The “Gospel of Nicodemus” has its own scenario: that the thief went to heaven at the time when Jesus was emptying out hell. This, presumably, was occurring the day that the two of them died. In this scenario, the thief was in paradise the day that he died.
That scenario raises questions in my mind, especially because Jesus in John 20:17 tells Mary Magdalene after his resurrection not to touch him because he has not yet ascended to his Father. Does that mean that Jesus did not go to heaven before that time? If so, would that preclude the thief from being with Jesus in heaven on the day of their death?
That depends on one’s interpretation of John 20:17, and the point that Jesus was trying to make there. Perhaps his point was that his risen, glorified body had not yet ascended to present itself as a wavesheaf offering before God. That does not preclude his soul from going to heaven prior to that point. Or Jesus’ point may be that Mary does not need to cling to him because he has not yet ascended to heaven, so they still have time to see each other and enjoy each other’s company. That, too, does not preclude Jesus’ soul from going to heaven prior to his resurrection. See here for my post about John 20:17.
Yet, something still puzzles me. I do not recall the “Gospel of Nicodemus” saying explicitly that Jesus’ soul went to heaven between the time of his death and resurrection. Jesus liberates souls from hell, and they then go to heaven. The thief on the cross also goes to heaven. Yet, I recall nothing about Jesus going to heaven at that time. In light of that, is the thief on the cross in the “Gospel of Nicodemus” truly with Jesus in paradise on the day of their death, a la Luke 23:43?

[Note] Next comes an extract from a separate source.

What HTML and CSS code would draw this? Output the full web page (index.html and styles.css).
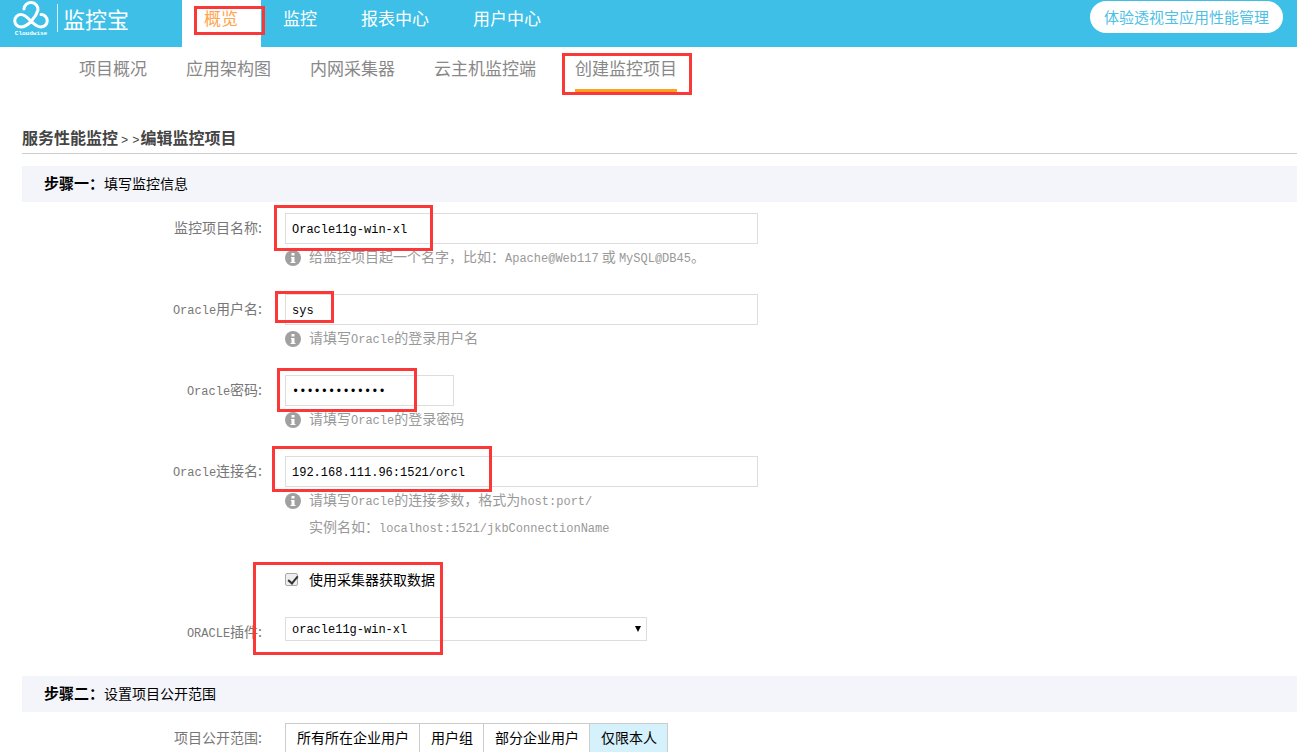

D. In John 18:31, we read: “Then said Pilate unto them, Take ye him, and judge him according to your law. The Jews therefore said unto him, It is not lawful for us to put any man to death” (KJV).
The Jews say that it is not lawful for them to put a person to death, and this is why they want Pilate to do so. Many commentators interpret this to mean that the Romans did not allow the Jews to practice the death penalty at that time. C. Marvin Pate, on pages 329-331 of 40 Questions About the Historical Jesus, argues for this position and, using Josephus and rabbinic sources, discusses when the Jewish authorities did and did not have the authority to execute criminals.
The “Gospel of Nicodemus” appears to have a different interpretation of John 18:31, however: that the Jewish law of Moses forbids them to put a person to death, and that is why the Jewish authorities want Pilate to execute Jesus.
The Jewish authorities in “Gospel of Nicodemus” 4:16 say, “Our law commands us not to put any man to death…” Earlier, in 3:5, Pilate says to the Jewish authorities that “The command, therefore thou shalt not kill, belongs to you, but not to me.”
Are the Jewish authorities saying that the law of Moses forbids them to enact the death penalty, under the commandment “Thou shalt not kill” (Exodus 20:13)? The problem is that, in 4:14, the Jewish authorities express to Pilate awareness that the law of Moses allows for the death penalty: “Our law saith, he shall be obliged to receive nine and thirty stripes, but if after this manner he shall blaspheme against the Lord, he shall be stoned.”
There are various considerations in my mind as I wrestle with this:
—-Could Pilate and the Jewish authorities be saying that it is against the law of Moses to put an innocent person to death? Pilate in 5:46 asks, “What will it profit you to shed innocent blood?” The problem is that the Jewish authorities do not believe that Jesus is innocent, at this point.
—-Could the “Gospel of Nicodemus” be acknowledging an aversion within rabbinic Judaism towards the death penalty, which appears in Mishnah Makkoth 1:10, and in the numerous hurdles and safeguards in Babylonian Talmud Sanhedrin 40a-b? Moreover, according to Jacob Milgrom in his Jewish Publication Society commentary on the Book of Numbers, rabbinic Judaism understood the penalty of karet (being cut off) to be something that God does, not something that human beings do: God can kill certain sinners prematurely, or in the afterlife (pages 405-408). Yet, as Milgrom notes, there is acknowledgement within rabbinic literature that the authorities of Israel are allowed by God to carry out the death penalty.
—-Could the discussion in “Gospel of Nicodemus” 4 concern the manner of the death penalty: the Jewish authorities want Jesus crucified, whereas their law only allows them to stone him? They want Jesus, not just to die, but to endure the shame that accompanies crucifixion. This is a tempting solution, since the Jewish authorities stress that they want Jesus to be crucified. But does their law forbid them to hang a person? Deuteronomy 21:22 seems to indicate otherwise.
Perhaps there is some technicality in the law of Moses that prevents the Jewish authorities from applying the death penalty in the specific case of Jesus, even if the law of Moses allows for the death penalty. To execute Jesus, in that case, would violate “Thou shalt not kill.”